(DATA SHOWN)
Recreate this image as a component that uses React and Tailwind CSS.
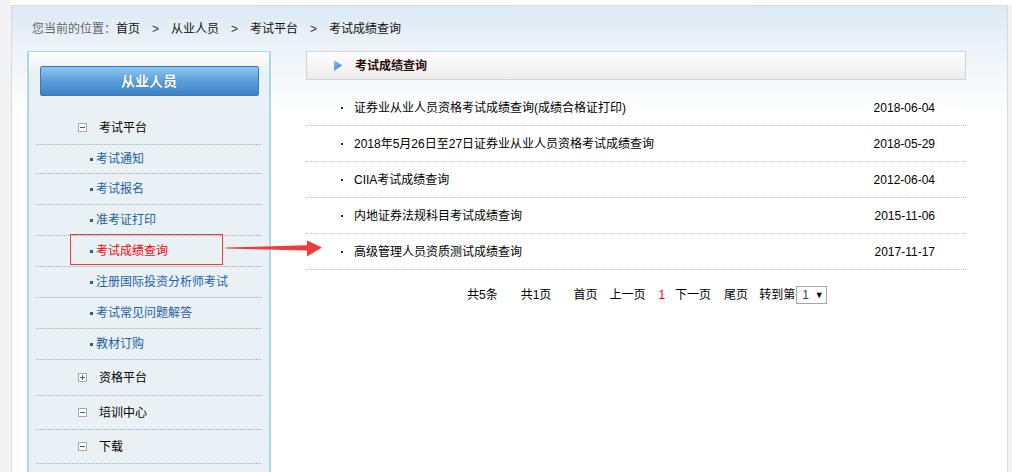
import React from 'react';

const subItems = [
  { label: '考试通知', h: 'h-[29px]' },
  { label: '考试报名', h: 'h-[31px]' },
  { label: '准考证打印', h: 'h-[31px]' },
  { label: '考试成绩查询', h: 'h-[31px]', active: true },
  { label: '注册国际投资分析师考试', h: 'h-[31px]' },
  { label: '考试常见问题解答', h: 'h-[31px]' },
  { label: '教材订购', h: 'h-[31px]' },
];

const results = [
  { title: '证券业从业人员资格考试成绩查询(成绩合格证打印)', date: '2018-06-04' },
  { title: '2018年5月26日至27日证券业从业人员资格考试成绩查询', date: '2018-05-29' },
  { title: 'CIIA考试成绩查询', date: '2012-06-04' },
  { title: '内地证券法规科目考试成绩查询', date: '2015-11-06' },
  { title: '高级管理人员资质测试成绩查询', date: '2017-11-17' },
];

// small +/- box in front of the sidebar groups
function ToggleBox({ open }) {
  return (
    <span className="relative inline-block w-[9px] h-[9px] border border-[#a8a8a8] bg-white">
      <span className="absolute left-[1px] top-[3px] w-[5px] h-[1px] bg-[#555]" />
      {!open && <span className="absolute left-[3px] top-[1px] w-[1px] h-[5px] bg-[#555]" />}
    </span>
  );
}

function GroupRow({ label, open, h }) {
  return (
    <div className={`flex items-center ${h} border-b border-dotted border-[#8fb3c3]`}>
      <span className="ml-[42px] flex items-center">
        <ToggleBox open={open} />
      </span>
      <span className="ml-[12px] text-[12px] text-black">{label}</span>
    </div>
  );
}

function SubRow({ label, h, active }) {
  return (
    <div className={`relative flex items-center ${h} border-b border-dotted border-[#8fb3c3]`}>
      <span className="ml-[54px] w-[3px] h-[3px] bg-[#1c5fa8]" />
      <span className={`ml-[3px] text-[12px] ${active ? 'text-[#ff0000]' : 'text-[#1c5fa8]'}`}>{label}</span>
      {active && (
        <span className="absolute -top-[2px] left-[34px] w-[153px] h-[31px] border border-[#f23a3a]" />
      )}
    </div>
  );
}

function Sidebar() {
  return (
    <div className="w-[244px] shrink-0 border-x-2 border-t border-[#aad9e6] bg-[linear-gradient(to_bottom,#ffffff_0px,#e9f1f4_22px,#e9f1f4_100%)] pb-[40px]">
      <div className="mt-[14px] mx-auto w-[219px] h-[30px] rounded-[2px] border border-[#3a79b6] bg-[linear-gradient(to_bottom,#8fc8f0,#5a9fdc_50%,#3c82c4)] flex items-center justify-center">
        <span className="text-white text-[14px] font-bold [text-shadow:0_0_1px_#2a5f95]">从业人员</span>
      </div>
      <div className="mt-[15px] ml-[7px] mr-[8px]">
        <GroupRow label="考试平台" open h="h-[34px]" />
        {subItems.map((it) => (
          <SubRow key={it.label} {...it} />
        ))}
        <GroupRow label="资格平台" h="h-[36px]" />
        <GroupRow label="培训中心" open h="h-[34px]" />
        <GroupRow label="下载" open h="h-[34px]" />
      </div>
    </div>
  );
}

function Pagination() {
  return (
    <div className="mt-[16px] flex items-center h-[18px] pl-[161px] text-[12px] text-black">
      <span>共5条</span>
      <span className="ml-[23px]">共1页</span>
      <span className="ml-[22px]">首页</span>
      <span className="ml-[12px]">上一页</span>
      <span className="ml-[13px] text-[#ff0000]">1</span>
      <span className="ml-[10px]">下一页</span>
      <span className="ml-[13px]">尾页</span>
      <span className="ml-[11px]">转到第</span>
      <span className="ml-[1px] w-[31px] h-[18px] border border-[#a5a5a5] bg-white flex items-center pl-[5px]">
        <span className="text-[#1b3f9a]">1</span>
        <span className="ml-[6px] text-[9px] leading-none">▼</span>
      </span>
    </div>
  );
}

function Content() {
  return (
    <div className="ml-[35px] w-[660px] shrink-0">
      <div className="h-[29px] border border-[#d6d6d6] bg-[linear-gradient(to_bottom,#fefefe,#ededed)] flex items-center">
        <svg className="ml-[27px]" width="8" height="11" viewBox="0 0 8 11">
          <defs>
            <linearGradient id="tri" x1="0" y1="0" x2="1" y2="1">
              <stop offset="0" stopColor="#9cc6ef" />
              <stop offset="1" stopColor="#2f6fc0" />
            </linearGradient>
          </defs>
          <polygon points="0,0 8,5.5 0,11" fill="url(#tri)" />
        </svg>
        <span className="ml-[13px] text-[12px] font-bold text-[#2a0c0c]">考试成绩查询</span>
      </div>
      <div className="mt-[10px]">
        {results.map((r) => (
          <div key={r.title} className="h-[36px] flex items-center border-b border-dotted border-[#c4c4c4] text-[12px] text-black">
            <span className="ml-[35px] w-[2px] h-[2px] bg-[#222]" />
            <span className="ml-[11px] flex-1">{r.title}</span>
            <span className="mr-[31px]">{r.date}</span>
          </div>
        ))}
      </div>
      <Pagination />
    </div>
  );
}

export default function App() {
  return (
    <div className="relative h-[472px] w-[1012px] overflow-hidden bg-[#f3f3f3] font-['Liberation_Sans','Noto_Sans_CJK_SC',sans-serif]">
      <div className="ml-[11px] h-[5px] bg-white" />
      <div className="ml-[11px] w-[997px] h-[480px] border-l border-t border-r border-[#dadada] bg-[linear-gradient(to_bottom,#dce9f2_0px,#edf4f9_45px,#ffffff_110px)]">
        <div className="pt-[15px] pl-[20px] h-[45px] text-[12px] leading-[16px] flex">
          <span className="text-[#666]">您当前的位置：</span>
          <span className="text-[#111]">首页</span>
          <span className="mx-[12px] text-[#333]">&gt;</span>
          <span className="text-[#111]">从业人员</span>
          <span className="mx-[12px] text-[#333]">&gt;</span>
          <span className="text-[#111]">考试平台</span>
          <span className="mx-[12px] text-[#333]">&gt;</span>
          <span className="text-[#111]">考试成绩查询</span>
        </div>
        <div className="flex pl-[15px]">
          <Sidebar />
          <Content />
        </div>
      </div>
      {/* red annotation arrow */}
      <svg className="absolute left-[226px] top-[238px]" width="98" height="22" viewBox="0 0 98 22">
        <polygon points="0,9.6 81,7.2 81,2.5 96,9.5 81,18.5 81,12.6 0,10.6" fill="#f23b3b" />
      </svg>
    </div>
  );
}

(WRITTEN REQUEST) Print the full listing exactly, dropping the pictures.

(OUTPUT OF THE TASK)
Recreate this image as a component that uses React and Tailwind CSS.
import React from 'react';

const subItems = [
  { label: '考试通知', h: 'h-[29px]' },
  { label: '考试报名', h: 'h-[31px]' },
  { label: '准考证打印', h: 'h-[31px]' },
  { label: '考试成绩查询', h: 'h-[31px]', active: true },
  { label: '注册国际投资分析师考试', h: 'h-[31px]' },
  { label: '考试常见问题解答', h: 'h-[31px]' },
  { label: '教材订购', h: 'h-[31px]' },
];

const results = [
  { title: '证券业从业人员资格考试成绩查询(成绩合格证打印)', date: '2018-06-04' },
  { title: '2018年5月26日至27日证券业从业人员资格考试成绩查询', date: '2018-05-29' },
  { title: 'CIIA考试成绩查询', date: '2012-06-04' },
  { title: '内地证券法规科目考试成绩查询', date: '2015-11-06' },
  { title: '高级管理人员资质测试成绩查询', date: '2017-11-17' },
];

// small +/- box in front of the sidebar groups
function ToggleBox({ open }) {
  return (
    <span className="relative inline-block w-[9px] h-[9px] border border-[#a8a8a8] bg-white">
      <span className="absolute left-[1px] top-[3px] w-[5px] h-[1px] bg-[#555]" />
      {!open && <span className="absolute left-[3px] top-[1px] w-[1px] h-[5px] bg-[#555]" />}
    </span>
  );
}

function GroupRow({ label, open, h }) {
  return (
    <div className={`flex items-center ${h} border-b border-dotted border-[#8fb3c3]`}>
      <span className="ml-[42px] flex items-center">
        <ToggleBox open={open} />
      </span>
      <span className="ml-[12px] text-[12px] text-black">{label}</span>
    </div>
  );
}

function SubRow({ label, h, active }) {
  return (
    <div className={`relative flex items-center ${h} border-b border-dotted border-[#8fb3c3]`}>
      <span className="ml-[54px] w-[3px] h-[3px] bg-[#1c5fa8]" />
      <span className={`ml-[3px] text-[12px] ${active ? 'text-[#ff0000]' : 'text-[#1c5fa8]'}`}>{label}</span>
      {active && (
        <span className="absolute -top-[2px] left-[34px] w-[153px] h-[31px] border border-[#f23a3a]" />
      )}
    </div>
  );
}

function Sidebar() {
  return (
    <div className="w-[244px] shrink-0 border-x-2 border-t border-[#aad9e6] bg-[linear-gradient(to_bottom,#ffffff_0px,#e9f1f4_22px,#e9f1f4_100%)] pb-[40px]">
      <div className="mt-[14px] mx-auto w-[219px] h-[30px] rounded-[2px] border border-[#3a79b6] bg-[linear-gradient(to_bottom,#8fc8f0,#5a9fdc_50%,#3c82c4)] flex items-center justify-center">
        <span className="text-white text-[14px] font-bold [text-shadow:0_0_1px_#2a5f95]">从业人员</span>
      </div>
      <div className="mt-[15px] ml-[7px] mr-[8px]">
        <GroupRow label="考试平台" open h="h-[34px]" />
        {subItems.map((it) => (
          <SubRow key={it.label} {...it} />
        ))}
        <GroupRow label="资格平台" h="h-[36px]" />
        <GroupRow label="培训中心" open h="h-[34px]" />
        <GroupRow label="下载" open h="h-[34px]" />
      </div>
    </div>
  );
}

function Pagination() {
  return (
    <div className="mt-[16px] flex items-center h-[18px] pl-[161px] text-[12px] text-black">
      <span>共5条</span>
      <span className="ml-[23px]">共1页</span>
      <span className="ml-[22px]">首页</span>
      <span className="ml-[12px]">上一页</span>
      <span className="ml-[13px] text-[#ff0000]">1</span>
      <span className="ml-[10px]">下一页</span>
      <span className="ml-[13px]">尾页</span>
      <span className="ml-[11px]">转到第</span>
      <span className="ml-[1px] w-[31px] h-[18px] border border-[#a5a5a5] bg-white flex items-center pl-[5px]">
        <span className="text-[#1b3f9a]">1</span>
        <span className="ml-[6px] text-[9px] leading-none">▼</span>
      </span>
    </div>
  );
}

function Content() {
  return (
    <div className="ml-[35px] w-[660px] shrink-0">
      <div className="h-[29px] border border-[#d6d6d6] bg-[linear-gradient(to_bottom,#fefefe,#ededed)] flex items-center">
        <svg className="ml-[27px]" width="8" height="11" viewBox="0 0 8 11">
          <defs>
            <linearGradient id="tri" x1="0" y1="0" x2="1" y2="1">
              <stop offset="0" stopColor="#9cc6ef" />
              <stop offset="1" stopColor="#2f6fc0" />
            </linearGradient>
          </defs>
          <polygon points="0,0 8,5.5 0,11" fill="url(#tri)" />
        </svg>
        <span className="ml-[13px] text-[12px] font-bold text-[#2a0c0c]">考试成绩查询</span>
      </div>
      <div className="mt-[10px]">
        {results.map((r) => (
          <div key={r.title} className="h-[36px] flex items-center border-b border-dotted border-[#c4c4c4] text-[12px] text-black">
            <span className="ml-[35px] w-[2px] h-[2px] bg-[#222]" />
            <span className="ml-[11px] flex-1">{r.title}</span>
            <span className="mr-[31px]">{r.date}</span>
          </div>
        ))}
      </div>
      <Pagination />
    </div>
  );
}

export default function App() {
  return (
    <div className="relative h-[472px] w-[1012px] overflow-hidden bg-[#f3f3f3] font-['Liberation_Sans','Noto_Sans_CJK_SC',sans-serif]">
      <div className="ml-[11px] h-[5px] bg-white" />
      <div className="ml-[11px] w-[997px] h-[480px] border-l border-t border-r border-[#dadada] bg-[linear-gradient(to_bottom,#dce9f2_0px,#edf4f9_45px,#ffffff_110px)]">
        <div className="pt-[15px] pl-[20px] h-[45px] text-[12px] leading-[16px] flex">
          <span className="text-[#666]">您当前的位置：</span>
          <span className="text-[#111]">首页</span>
          <span className="mx-[12px] text-[#333]">&gt;</span>
          <span className="text-[#111]">从业人员</span>
          <span className="mx-[12px] text-[#333]">&gt;</span>
          <span className="text-[#111]">考试平台</span>
          <span className="mx-[12px] text-[#333]">&gt;</span>
          <span className="text-[#111]">考试成绩查询</span>
        </div>
        <div className="flex pl-[15px]">
          <Sidebar />
          <Content />
        </div>
      </div>
      {/* red annotation arrow */}
      <svg className="absolute left-[226px] top-[238px]" width="98" height="22" viewBox="0 0 98 22">
        <polygon points="0,9.6 81,7.2 81,2.5 96,9.5 81,18.5 81,12.6 0,10.6" fill="#f23b3b" />
      </svg>
    </div>
  );
}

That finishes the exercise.